In a JAMA editorial last month, Director of National Drug Control Policy Michael Botticelli and former DHHS Assistant Secretary for Health Howard Koh wrote that it was time to change the language health professionals and researchers use to refer to patients who suffer from addictions. This isn't simply an exercise in political correctness. Stigmatizing terms that "describe [patients] solely through the lens of their addiction or their implied personal failings" have been shown to negatively influence mental health clinicians' attitudes: someone described as a "substance abuser" was considered less treatable and more likely to be blamed for his or her condition than a "person with a substance use disorder." Similarly, they recommended describing someone with a history of having abused substances as "in recovery" rather than "clean." Botticelli knows his subject perhaps better than any previous U.S. "drug czar" (another term he prefers to not use), being in recovery himself from alcoholism.

I've written before about the failure of our criminal approach to drug misuse and the problems that misuse of legal pain medications have created for patients who suffer from chronic pain. Abetted by pharmaceutical companies whose sales representatives convinced many doctors that opioids were safe and non-addictive, the medical profession handed out powerful drugs like OxyContin as freely as Halloween candy, with devastating consequences.

Those consequences were more devastating in some communities than others. For almost every imaginable medical condition, members of racial and ethnic minorities receive less care and have poorer health outcomes, and addiction is not an exception. An article titled "Deconstructing Addiction" in NYU Physician began by describing two men in their 20s who sought treatment for heroin addictions and severe mood swings. One was diagnosed with bipolar disorder and prescribed antipsychotic medications and supervised methadone treatment. The other received an antidepressant and buprenorphine. Why were their medical plans so different? The first man was "a Latino living in a poor section of Brooklyn," while the second was a "middle-class white man from suburban Queens." Helena Hansen, an NYU psychiatrist and medical anthropologist, has worked to unravel the complex web of social and political forces that created these care disparities:

Methadone, she learned, was initially presented to the public as a tool for lowering crime in black and Latino communities. Accordingly, methadone clinics were mostly located in those areas. ... By the start of the new millenium, media reports warned of an epidemic of OxyContin addiction sweeping suburban and rural America. Buprenorphine maintenance, Dr. Hansen found, was aimed expressly at this new, overwhelmingly white cohort of substance abusers. ... When buprenorphine came on the market, ads portrayed the typical user as a white, middle-class dad who'd become addicted to painkillers after a back injury and wanted to return to coaching the son's baseball team. Even now, many buprenorphine providers accept only private insurance or out-of-pocket payments - unlike methadone clinics, which rely mostly on Medicaid reimbursements.

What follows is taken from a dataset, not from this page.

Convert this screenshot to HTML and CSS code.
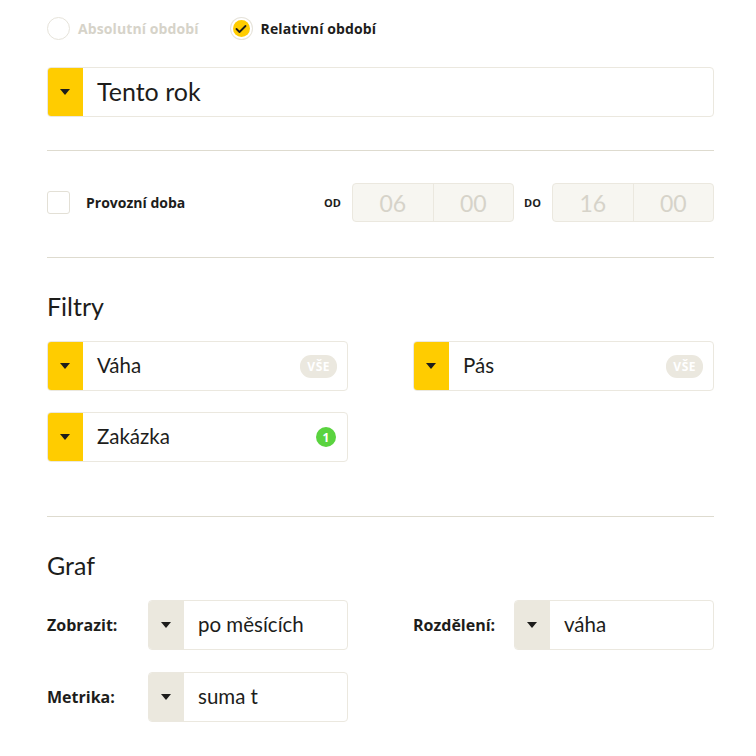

Although this two-tiered approach to treatment was not intended to create inequality, Hansen emphasized, it rapidly became incorporated into the structure of medicine and perpetuated stereotypes about white versus nonwhite patients with substance use disorders:

For addicted people in private care, most of whom are white, therapy is designed to minimize stigma and get the patient back to work or college; buprenorphine is used as a means toward these ends. Addicted people in public care - which covers most poor and nonwhite patients - are administered methadone under stringent supervision, steered into perceiving themselves as permanently disabled, and prescribed psychotropic medications that may further compromise their health.

On a related note, I've given some serious thought recently to going through the certification process to prescribe buprenorphine. Few family physicians currently possess a Drug Abuse Treatment Act (DATA) waiver to do so, not because the process is particularly onerous (eight hours of mandated education, half live and half online), but because most feel poorly trained and equipped to manage the psychosocial needs of these patients. I can't get a psychiatrist to see my few patients with mental illness that I consider beyond my capabilities unless they can pay cash; my heart sinks when I ponder how to arrange necessary care and social services for patients with substance use disorders. Working for a health system connected to a tertiary medical center, living in a city where the doctor to population ratio is one of the highest in the country, I rarely view myself as the health care option of last resort for anyone. But the need for accessible addiction treatment is great, and it isn't being met.